## [Objective]
Output the data word for word, dropping every image.

## [Supplied material]
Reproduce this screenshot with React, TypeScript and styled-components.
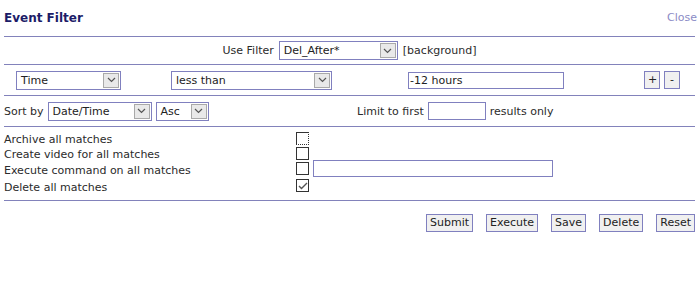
import React from "react";
import styled, { createGlobalStyle } from "styled-components";

const GlobalStyle = createGlobalStyle`
  body {
    margin: 0;
    background: #ffffff;
    font-family: "DejaVu Sans", Verdana, sans-serif;
    font-size: 11px;
    color: #2b2b2b;
  }
`;

const line = "#8282bb";
const fieldBorder = "#8080bf";

const Panel = styled.div`
  margin: 0 4px;
  display: flex;
  flex-direction: column;
`;

const Header = styled.div`
  height: 36px;
  display: flex;
  align-items: center;
  justify-content: space-between;
  border-bottom: 1px solid ${line};
`;

const Title = styled.h2`
  margin: 0 0 1px;
  font-size: 12px;
  font-weight: bold;
  color: #1c1c68;
`;

const CloseLink = styled.a`
  margin: 0 -2px 1px 0;
  color: #8b8bc6;
  font-size: 11px;
  cursor: pointer;
`;

const Section = styled.div<{ $h: number }>`
  height: ${(p) => p.$h}px;
  display: flex;
  align-items: center;
  border-bottom: 1px solid ${line};
`;

const Centered = styled.div`
  flex: 1;
  display: flex;
  align-items: center;
  justify-content: center;
  gap: 5px;
`;

const CriteriaGrid = styled.div`
  flex: 1;
  display: grid;
  grid-template-columns: 155px 237px 236px 1fr;
  align-items: center;
  padding-left: 12px;
`;

const SortGrid = styled.div`
  flex: 1;
  display: grid;
  grid-template-columns: 353px 1fr;
  align-items: center;
`;

const Inline = styled.div`
  display: flex;
  align-items: center;
  gap: 4px;
`;

const SelectWrap = styled.div<{ $w: number }>`
  position: relative;
  width: ${(p) => p.$w}px;
  height: 19px;
  box-sizing: border-box;
  border: 1px solid ${fieldBorder};
  background: #fff;
  display: flex;
  align-items: center;
`;

const SelectText = styled.span`
  padding-left: 4px;
  color: #222;
  white-space: nowrap;
`;

const Arrow = styled.span`
  position: absolute;
  right: 1px;
  top: 1px;
  width: 16px;
  height: 15px;
  box-sizing: border-box;
  border: 1px solid #a9a9a9;
  background: #e9e9e9;
  display: flex;
  align-items: center;
  justify-content: center;
`;

const TextInput = styled.input<{ $w: number; $h: number }>`
  width: ${(p) => p.$w}px;
  height: ${(p) => p.$h}px;
  box-sizing: border-box;
  border: 1px solid ${fieldBorder};
  padding: 0 1px;
  font-family: inherit;
  font-size: 11px;
  color: #222;
  outline: none;
`;

const SmallButtons = styled.div`
  display: flex;
  gap: 4px;
`;

const Button = styled.button<{ $w?: number }>`
  height: 18px;
  ${(p) => (p.$w ? `width: ${p.$w}px;` : "")}
  box-sizing: border-box;
  border: 1px solid ${fieldBorder};
  background: #f0f0f0;
  margin: 0;
  padding: 0 3px;
  font-family: inherit;
  font-size: 11px;
  color: #222;
  line-height: 14px;
  cursor: pointer;
`;

const PlainText = styled.span`
  white-space: nowrap;
`;

const Options = styled.div`
  border-bottom: 1px solid ${line};
  padding: 3px 0 6px;
  display: flex;
  flex-direction: column;
`;

const OptionRow = styled.div<{ $h: number }>`
  display: grid;
  grid-template-columns: 292px 1fr;
  align-items: center;
  height: ${(p) => p.$h}px;
`;

const OptionLabel = styled.span`
  white-space: nowrap;
  padding-top: 3px;
`;

const OptionField = styled.div`
  display: flex;
  align-items: center;
  gap: 4px;
`;

const Box = styled.span<{ $focus?: boolean }>`
  width: 13px;
  height: 13px;
  box-sizing: border-box;
  border: 1px solid #333;
  border-right-style: ${(p) => (p.$focus ? "dotted" : "solid")};
  border-bottom-style: ${(p) => (p.$focus ? "dotted" : "solid")};
  background: #fff;
  display: flex;
  align-items: center;
  justify-content: center;
`;

const Actions = styled.div`
  display: flex;
  justify-content: flex-end;
  gap: 13px;
  margin-top: 13px;
`;

const Chevron = () => (
  <svg width="9" height="6" viewBox="0 0 9 6">
    <path d="M1 1 L4.5 4.5 L8 1" fill="none" stroke="#555" strokeWidth="1.2" />
  </svg>
);

const Select = ({ w, value }: { w: number; value: string }) => (
  <SelectWrap $w={w}>
    <SelectText>{value}</SelectText>
    <Arrow>
      <Chevron />
    </Arrow>
  </SelectWrap>
);

const Check = ({ checked, focus }: { checked?: boolean; focus?: boolean }) => (
  <Box $focus={focus}>
    {checked && (
      <svg width="10" height="8" viewBox="0 0 10 8">
        <path d="M1 4 L3.5 6.5 L9 1" fill="none" stroke="#555" strokeWidth="1.4" />
      </svg>
    )}
  </Box>
);

export default function App() {
  return (
    <>
      <GlobalStyle />
      <Panel>
        <Header>
          <Title>Event Filter</Title>
          <CloseLink>Close</CloseLink>
        </Header>

        <Section $h={27}>
          <Centered>
            <PlainText>Use Filter</PlainText>
            <Select w={119} value="Del_After*" />
            <PlainText>[background]</PlainText>
          </Centered>
        </Section>

        <Section $h={30}>
          <CriteriaGrid>
            <Select w={105} value="Time" />
            <Select w={161} value="less than" />
            <TextInput $w={156} $h={17} defaultValue="-12 hours" />
            <SmallButtons>
              <Button $w={16}>+</Button>
              <Button $w={16}>-</Button>
            </SmallButtons>
          </CriteriaGrid>
        </Section>

        <Section $h={30}>
          <SortGrid>
            <Inline>
              <PlainText>Sort by</PlainText>
              <Select w={104} value="Date/Time" />
              <Select w={53} value="Asc" />
            </Inline>
            <Inline>
              <PlainText>Limit to first</PlainText>
              <TextInput $w={58} $h={18} />
              <PlainText>results only</PlainText>
            </Inline>
          </SortGrid>
        </Section>

        <Options>
          <OptionRow $h={15}>
            <OptionLabel>Archive all matches</OptionLabel>
            <OptionField>
              <Check focus />
            </OptionField>
          </OptionRow>
          <OptionRow $h={15}>
            <OptionLabel>Create video for all matches</OptionLabel>
            <OptionField>
              <Check />
            </OptionField>
          </OptionRow>
          <OptionRow $h={17}>
            <OptionLabel>Execute command on all matches</OptionLabel>
            <OptionField>
              <Check />
              <TextInput $w={240} $h={17} />
            </OptionField>
          </OptionRow>
          <OptionRow $h={17}>
            <OptionLabel>Delete all matches</OptionLabel>
            <OptionField>
              <Check checked />
            </OptionField>
          </OptionRow>
        </Options>

        <Actions>
          <Button>Submit</Button>
          <Button>Execute</Button>
          <Button>Save</Button>
          <Button>Delete</Button>
          <Button>Reset</Button>
        </Actions>
      </Panel>
    </>
  );
}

## [Completed task]
Reproduce this screenshot with React, TypeScript and styled-components.
import React from "react";
import styled, { createGlobalStyle } from "styled-components";

const GlobalStyle = createGlobalStyle`
  body {
    margin: 0;
    background: #ffffff;
    font-family: "DejaVu Sans", Verdana, sans-serif;
    font-size: 11px;
    color: #2b2b2b;
  }
`;

const line = "#8282bb";
const fieldBorder = "#8080bf";

const Panel = styled.div`
  margin: 0 4px;
  display: flex;
  flex-direction: column;
`;

const Header = styled.div`
  height: 36px;
  display: flex;
  align-items: center;
  justify-content: space-between;
  border-bottom: 1px solid ${line};
`;

const Title = styled.h2`
  margin: 0 0 1px;
  font-size: 12px;
  font-weight: bold;
  color: #1c1c68;
`;

const CloseLink = styled.a`
  margin: 0 -2px 1px 0;
  color: #8b8bc6;
  font-size: 11px;
  cursor: pointer;
`;

const Section = styled.div<{ $h: number }>`
  height: ${(p) => p.$h}px;
  display: flex;
  align-items: center;
  border-bottom: 1px solid ${line};
`;

const Centered = styled.div`
  flex: 1;
  display: flex;
  align-items: center;
  justify-content: center;
  gap: 5px;
`;

const CriteriaGrid = styled.div`
  flex: 1;
  display: grid;
  grid-template-columns: 155px 237px 236px 1fr;
  align-items: center;
  padding-left: 12px;
`;

const SortGrid = styled.div`
  flex: 1;
  display: grid;
  grid-template-columns: 353px 1fr;
  align-items: center;
`;

const Inline = styled.div`
  display: flex;
  align-items: center;
  gap: 4px;
`;

const SelectWrap = styled.div<{ $w: number }>`
  position: relative;
  width: ${(p) => p.$w}px;
  height: 19px;
  box-sizing: border-box;
  border: 1px solid ${fieldBorder};
  background: #fff;
  display: flex;
  align-items: center;
`;

const SelectText = styled.span`
  padding-left: 4px;
  color: #222;
  white-space: nowrap;
`;

const Arrow = styled.span`
  position: absolute;
  right: 1px;
  top: 1px;
  width: 16px;
  height: 15px;
  box-sizing: border-box;
  border: 1px solid #a9a9a9;
  background: #e9e9e9;
  display: flex;
  align-items: center;
  justify-content: center;
`;

const TextInput = styled.input<{ $w: number; $h: number }>`
  width: ${(p) => p.$w}px;
  height: ${(p) => p.$h}px;
  box-sizing: border-box;
  border: 1px solid ${fieldBorder};
  padding: 0 1px;
  font-family: inherit;
  font-size: 11px;
  color: #222;
  outline: none;
`;

const SmallButtons = styled.div`
  display: flex;
  gap: 4px;
`;

const Button = styled.button<{ $w?: number }>`
  height: 18px;
  ${(p) => (p.$w ? `width: ${p.$w}px;` : "")}
  box-sizing: border-box;
  border: 1px solid ${fieldBorder};
  background: #f0f0f0;
  margin: 0;
  padding: 0 3px;
  font-family: inherit;
  font-size: 11px;
  color: #222;
  line-height: 14px;
  cursor: pointer;
`;

const PlainText = styled.span`
  white-space: nowrap;
`;

const Options = styled.div`
  border-bottom: 1px solid ${line};
  padding: 3px 0 6px;
  display: flex;
  flex-direction: column;
`;

const OptionRow = styled.div<{ $h: number }>`
  display: grid;
  grid-template-columns: 292px 1fr;
  align-items: center;
  height: ${(p) => p.$h}px;
`;

const OptionLabel = styled.span`
  white-space: nowrap;
  padding-top: 3px;
`;

const OptionField = styled.div`
  display: flex;
  align-items: center;
  gap: 4px;
`;

const Box = styled.span<{ $focus?: boolean }>`
  width: 13px;
  height: 13px;
  box-sizing: border-box;
  border: 1px solid #333;
  border-right-style: ${(p) => (p.$focus ? "dotted" : "solid")};
  border-bottom-style: ${(p) => (p.$focus ? "dotted" : "solid")};
  background: #fff;
  display: flex;
  align-items: center;
  justify-content: center;
`;

const Actions = styled.div`
  display: flex;
  justify-content: flex-end;
  gap: 13px;
  margin-top: 13px;
`;

const Chevron = () => (
  <svg width="9" height="6" viewBox="0 0 9 6">
    <path d="M1 1 L4.5 4.5 L8 1" fill="none" stroke="#555" strokeWidth="1.2" />
  </svg>
);

const Select = ({ w, value }: { w: number; value: string }) => (
  <SelectWrap $w={w}>
    <SelectText>{value}</SelectText>
    <Arrow>
      <Chevron />
    </Arrow>
  </SelectWrap>
);

const Check = ({ checked, focus }: { checked?: boolean; focus?: boolean }) => (
  <Box $focus={focus}>
    {checked && (
      <svg width="10" height="8" viewBox="0 0 10 8">
        <path d="M1 4 L3.5 6.5 L9 1" fill="none" stroke="#555" strokeWidth="1.4" />
      </svg>
    )}
  </Box>
);

export default function App() {
  return (
    <>
      <GlobalStyle />
      <Panel>
        <Header>
          <Title>Event Filter</Title>
          <CloseLink>Close</CloseLink>
        </Header>

        <Section $h={27}>
          <Centered>
            <PlainText>Use Filter</PlainText>
            <Select w={119} value="Del_After*" />
            <PlainText>[background]</PlainText>
          </Centered>
        </Section>

        <Section $h={30}>
          <CriteriaGrid>
            <Select w={105} value="Time" />
            <Select w={161} value="less than" />
            <TextInput $w={156} $h={17} defaultValue="-12 hours" />
            <SmallButtons>
              <Button $w={16}>+</Button>
              <Button $w={16}>-</Button>
            </SmallButtons>
          </CriteriaGrid>
        </Section>

        <Section $h={30}>
          <SortGrid>
            <Inline>
              <PlainText>Sort by</PlainText>
              <Select w={104} value="Date/Time" />
              <Select w={53} value="Asc" />
            </Inline>
            <Inline>
              <PlainText>Limit to first</PlainText>
              <TextInput $w={58} $h={18} />
              <PlainText>results only</PlainText>
            </Inline>
          </SortGrid>
        </Section>

        <Options>
          <OptionRow $h={15}>
            <OptionLabel>Archive all matches</OptionLabel>
            <OptionField>
              <Check focus />
            </OptionField>
          </OptionRow>
          <OptionRow $h={15}>
            <OptionLabel>Create video for all matches</OptionLabel>
            <OptionField>
              <Check />
            </OptionField>
          </OptionRow>
          <OptionRow $h={17}>
            <OptionLabel>Execute command on all matches</OptionLabel>
            <OptionField>
              <Check />
              <TextInput $w={240} $h={17} />
            </OptionField>
          </OptionRow>
          <OptionRow $h={17}>
            <OptionLabel>Delete all matches</OptionLabel>
            <OptionField>
              <Check checked />
            </OptionField>
          </OptionRow>
        </Options>

        <Actions>
          <Button>Submit</Button>
          <Button>Execute</Button>
          <Button>Save</Button>
          <Button>Delete</Button>
          <Button>Reset</Button>
        </Actions>
      </Panel>
    </>
  );
}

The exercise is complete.